Born in Staufen im Breisgau, Germany, Bastian Wolber attended Rudolph Steiner schools until the age of 18. “We sewed and made wood products and were encouraged to give everything a shot,” he recalls. “There were no grades, only ‘reviews’ from teachers. It was super and made me feel confident.” However, he wanted to try something different from Steiner and studied Economics and German Tax Law – a route that he would soon discover did not fulfill his desire to create, explore, and connect with nature.
During this time, Bastian’s younger brother Christoph moved to Burgundy to pursue work amongst the vines. While Christoph spent his days honing his craft at Bernard van Berg, Domaine de la Vougeraie, Domaine Leflaive, and Comte Armand, his roommate Alex Götze did the same at Pierre Morey and Domaine de Montille. Inevitably, the two partnered and in 2016, they launched Wasenhaus winery in Baden.
Bastian would visit his brother in Burgundy and recalls sharing a bottle of Ganevat with him at La Dilettante in Beaune. Back in Berlin, Bastian found himself visiting every natural wine shop in his neighborhood, simply just to recreate the ah-ha moments that the Ganevat wine provided.
Soon after, Bastian followed in his brother’s footsteps and began working vintages in Burgundy. He cut his teeth at Leflaive in 2013, then working harvests with Rudolph Trossen in the Mosel and Jean-Marc Dreyer in Alsace, things finally came full circle in 2019, when Bastian found himself apprenticing at Ganevat.

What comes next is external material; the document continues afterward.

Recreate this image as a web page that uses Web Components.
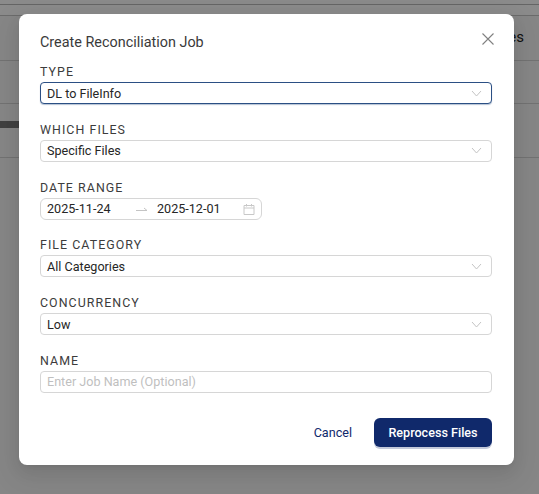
<!DOCTYPE html>
<html lang="en">
<head>
<meta charset="utf-8">
<title>Create Reconciliation Job</title>
<style>
    html, body { margin: 0; height: 100%; background: #f5f5f5; overflow: hidden; }
    body { font-family: Roboto, "Liberation Sans", sans-serif; }
</style>
</head>
<body>
<app-backdrop>
    <recon-modal heading="Create Reconciliation Job">
        <form-field label="Type"><select-box value="DL to FileInfo" focused></select-box></form-field>
        <form-field label="Which Files"><select-box value="Specific Files"></select-box></form-field>
        <form-field label="Date Range"><date-range start="2025-11-24" end="2025-12-01"></date-range></form-field>
        <form-field label="File Category"><select-box value="All Categories"></select-box></form-field>
        <form-field label="Concurrency"><select-box value="Low"></select-box></form-field>
        <form-field label="Name"><text-box placeholder="Enter Job Name (Optional)"></text-box></form-field>
        <span slot="cancel">Cancel</span>
        <span slot="submit">Reprocess Files</span>
    </recon-modal>
</app-backdrop>

<script>
class AppBackdrop extends HTMLElement {
    constructor() {
        super();
        this.attachShadow({ mode: 'open' });
        this.shadowRoot.innerHTML = `
            <style>
                :host {
                    display: block;
                    position: relative;
                    height: 100%;
                    overflow: hidden;
                }
                .page { color: #222; font-size: 14px; }
                .row { border-bottom: 1px solid #cfcfcf; box-sizing: border-box; }
                .r1 { height: 5px; background: #fdfdfd; border-bottom-color: #b8b8b8; }
                .r2 { height: 11px; background: #fdfdfd; border-bottom-color: #c4c4c4; }
                .r3 {
                    height: 45px;
                    display: flex;
                    justify-content: flex-end;
                    align-items: flex-start;
                    padding: 12px 15px 0 0;
                    font-size: 15px;
                    line-height: 18px;
                }
                .r4 { height: 43px; }
                .r5 { height: 37px; }
                .bar { height: 7px; width: 60px; background: #767676; margin-top: 17px; }
                .overlay {
                    position: absolute;
                    inset: 0;
                    background: rgba(0, 0, 0, 0.45);
                    display: flex;
                    justify-content: flex-start;
                    align-items: flex-start;
                    padding: 14px 0 0 19px;
                }
            </style>
            <div class="page">
                <div class="row r1"></div>
                <div class="row r2"></div>
                <div class="row r3">Files</div>
                <div class="row r4"></div>
                <div class="row r5"><div class="bar"></div></div>
            </div>
            <div class="overlay"><slot></slot></div>
        `;
    }
}

class ReconModal extends HTMLElement {
    constructor() {
        super();
        this.attachShadow({ mode: 'open' });
    }

    connectedCallback() {
        const heading = this.getAttribute('heading') || '';
        this.shadowRoot.innerHTML = `
            <style>
                :host {
                    display: block;
                    width: 495px;
                    height: 451px;
                    box-sizing: border-box;
                    background: #fff;
                    border-radius: 8px;
                    padding: 20px 22px 18px 21px;
                    position: relative;
                    box-shadow: 0 6px 16px rgba(0, 0, 0, 0.08), 0 3px 6px -4px rgba(0, 0, 0, 0.12), 0 9px 28px 8px rgba(0, 0, 0, 0.05);
                    font-family: Roboto, "Liberation Sans", sans-serif;
                }
                .title {
                    font-size: 14.4px;
                    line-height: 18px;
                    color: #3a3a3a;
                    margin-bottom: 13px;
                }
                .close {
                    position: absolute;
                    top: 19px;
                    right: 20px;
                    width: 12px;
                    height: 12px;
                    display: block;
                }
                .footer {
                    display: flex;
                    justify-content: flex-end;
                    align-items: center;
                    gap: 22px;
                    margin-top: 6px;
                }
                .cancel { font-size: 12.6px; color: #10296b; }
                .submit {
                    width: 118px;
                    height: 29px;
                    display: flex;
                    align-items: center;
                    justify-content: center;
                    box-sizing: border-box;
                    background: #10296b;
                    color: #fff;
                    border-radius: 6px;
                    font-size: 12.6px;
                    font-weight: 500;
                    box-shadow: 0 2px 0 rgba(16, 41, 107, 0.25);
                }
            </style>
            <div class="title">${heading}</div>
            <svg class="close" viewBox="0 0 12 12" fill="none" stroke="#808080" stroke-width="1.1"><path d="M.5.5l11 11M11.5.5l-11 11"/></svg>
            <slot></slot>
            <div class="footer">
                <div class="cancel"><slot name="cancel"></slot></div>
                <div class="submit"><slot name="submit"></slot></div>
            </div>
        `;
    }
}

class FormField extends HTMLElement {
    constructor() {
        super();
        this.attachShadow({ mode: 'open' });
    }

    connectedCallback() {
        this.shadowRoot.innerHTML = `
            <style>
                :host { display: block; height: 57.8px; }
                .label {
                    font-size: 12.4px;
                    line-height: 14px;
                    letter-spacing: 1.05px;
                    text-transform: uppercase;
                    color: #3c3c3c;
                    margin-bottom: 3px;
                }
            </style>
            <div class="label">${this.getAttribute('label') || ''}</div>
            <slot></slot>
        `;
    }
}

const BOX_CSS = `
    box-sizing: border-box;
    height: 22px;
    background: #fff;
    border: 1px solid #d6d6d6;
    border-radius: 4px;
    display: flex;
    align-items: center;
    padding: 0 6px;
    font-size: 12.6px;
    color: #262626;
`;

class SelectBox extends HTMLElement {
    constructor() {
        super();
        this.attachShadow({ mode: 'open' });
    }

    connectedCallback() {
        const focused = this.hasAttribute('focused');
        this.shadowRoot.innerHTML = `
            <style>
                :host { display: block; }
                .box { ${BOX_CSS} justify-content: space-between; }
                .box.focused {
                    border-color: #2b4f84;
                    box-shadow: 0 1px 1px rgba(43, 79, 132, 0.35);
                }
                svg { width: 11px; height: 7px; margin-right: 3px; }
            </style>
            <div class="box ${focused ? 'focused' : ''}">
                <span>${this.getAttribute('value') || ''}</span>
                <svg viewBox="0 0 11 7" fill="none" stroke="#c4c4c4" stroke-width="1"><path d="M1 1l4.5 5L10 1"/></svg>
            </div>
        `;
    }
}

class DateRange extends HTMLElement {
    constructor() {
        super();
        this.attachShadow({ mode: 'open' });
    }

    connectedCallback() {
        this.shadowRoot.innerHTML = `
            <style>
                :host { display: block; width: 222px; }
                .box { ${BOX_CSS} border-radius: 6px; }
                .start { width: 89px; }
                .sep { width: 13px; height: 6px; margin-right: 8px; }
                .end { flex: 1; }
                .cal { width: 12px; height: 12px; }
            </style>
            <div class="box">
                <span class="start">${this.getAttribute('start') || ''}</span>
                <svg class="sep" viewBox="0 0 13 6" fill="none" stroke="#c4c4c4" stroke-width="1"><path d="M0 4.5h11M8 2l3 2.5"/></svg>
                <span class="end">${this.getAttribute('end') || ''}</span>
                <svg class="cal" viewBox="0 0 12 12" fill="none" stroke="#c8c8c8" stroke-width="1"><path d="M1 2.5h10v9H1zM1 5h10M3.5 1v2.5M8.5 1v2.5"/></svg>
            </div>
        `;
    }
}

class TextBox extends HTMLElement {
    constructor() {
        super();
        this.attachShadow({ mode: 'open' });
    }

    connectedCallback() {
        this.shadowRoot.innerHTML = `
            <style>
                :host { display: block; }
                .box { ${BOX_CSS} color: #bfbfbf; }
            </style>
            <div class="box">${this.getAttribute('placeholder') || ''}</div>
        `;
    }
}

customElements.define('app-backdrop', AppBackdrop);
customElements.define('recon-modal', ReconModal);
customElements.define('form-field', FormField);
customElements.define('select-box', SelectBox);
customElements.define('date-range', DateRange);
customElements.define('text-box', TextBox);
</script>
</body>
</html>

Later in the middle of harvest, Bastian broke his hand during a skateboard accident and was unable to help in the winery. “I beat myself up for having messed up such a great opportunity,” he says. However, this ultimately turned out to be a blessing in disguise, as his injury pushed him to find an alternate way to continue learning and practicing in the cellar. The solution? Make his own wine.
His project “Laisse Tomber” which means ‘let it go’. The literal meaning, though, is ‘Let it fall’. Bastian liked the allusion to his skateboarding accident, quite a bit in fact as his label also features a rider falling off his horse. Why a horse? His mother was a riding instructor and kept many horses at the family farm. “They symbolize sensibility and soul,” he adds. There is also a parable from Herman Hesse that Bastian finds very fitting for his situation.
Because Bastian’s production in 2019 was too small for it to be his fulltime vocation, he decided to return to Burgundy and further his wine studies at the Université de Bourgogne in Dijon, where he pursued a diploma in oenology while also working alongside Jean-Yves Bizot, where he still sharpens his craft today. Bastian is determined to farm his own grapes. In 2020, he started with a parcel of Pinot Noir in the Côte Chalonnaise. In 2021, he found three more Pinot Noir vineyards in Baden. Bizot by day, solo project by night (and on days off, of course).